John Burr spent much of his childhood with a video camera in his hand, making amateur short films around Dallas with his friends. By the time he was a high school senior in Richardson, he had even finished a feature-length horror project.

So the local premiere of his professional feature debut, Muse, gives Burr an opportunity to come full circle, back to the city where he grew up frequenting independent movies in theaters.

The low-budget thriller will screen at 7:45 p.m. Thursday at the Angelika Film Center, coinciding with the film’s launch on Amazon Prime and other digital platforms.

The occasion likely will conjure memories of the 1990s, when Burr and his teenage collaborators churned out grassroots movies by the handful.

“They always tended to be dark horror thrillers, even when I was 12 or 13 years old. There was always some villain breaking into the house, or a kid stumbled across something and got rabies and started attacking people,” Burr said by phone from Los Angeles. “My parents sometimes wished I would do something a little more pleasant and playful, but I always liked scaring people or making them laugh by shocking them.”

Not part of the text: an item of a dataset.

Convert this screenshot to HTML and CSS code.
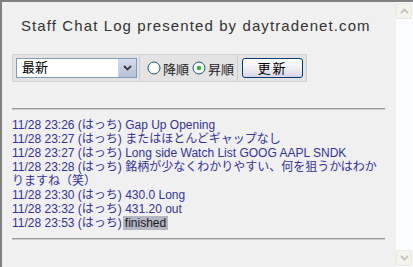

After graduating from J.J. Pearce High School in 1999, Burr developed his writing voice as an undergraduate student at Dartmouth. He subsequently moved to Los Angeles to break into the business, and wound up moonlighting as a screenwriter while working various day jobs. But he didn’t have the chops to become a director, which led him to graduate school at the prestigious USC School of Cinematic Arts.

That opened up more doors, as Burr was able to work in writer’s rooms, direct a television pilot that wasn’t picked up, and land other odd jobs in the industry for his resume.

He also wrote and directed a handful of short films while polishing his feature-length script for Muse. Burr sent the screenplay to Fort Worth producer Josh Mills, a genre aficionado who helped secure financing.

The fairy-tale story follows a struggling painter (Riley Egan) who is visited in his loft by an alluring spirit (Elle Evans) who becomes his silent lover. Passion turns to obsession before he realizes her connection to the demonic Celtic legend known as leannan si.

Burr, 38, hatched the idea after attending a friend’s event hosted in the arts district of downtown Los Angeles, where a series of century-old grungy industrial buildings have been converted into artist lofts.

“I thought it was a brilliant location to host a genre film like this,” Burr said. “I figured it would be about an artist, and started tinkering with the framework for a contained story.”

The film was shot in just 15 days using mostly practical visual effects, necessitated by budget constraints. It has played 27 festivals around the world in the past 18 months. Burr attended 19 of those, including the Lone Star Film Festival in Fort Worth in November 2017.

However, the Dallas premiere helps fulfill a childhood dream for the filmmaker, who will have plenty of family and friends in attendance.

“I’m happy to show them how far I’ve come, and how many of those themes have stuck with me, for better or for worse,” he said. “It was quite a challenge. I’m delighted with what we came up with.”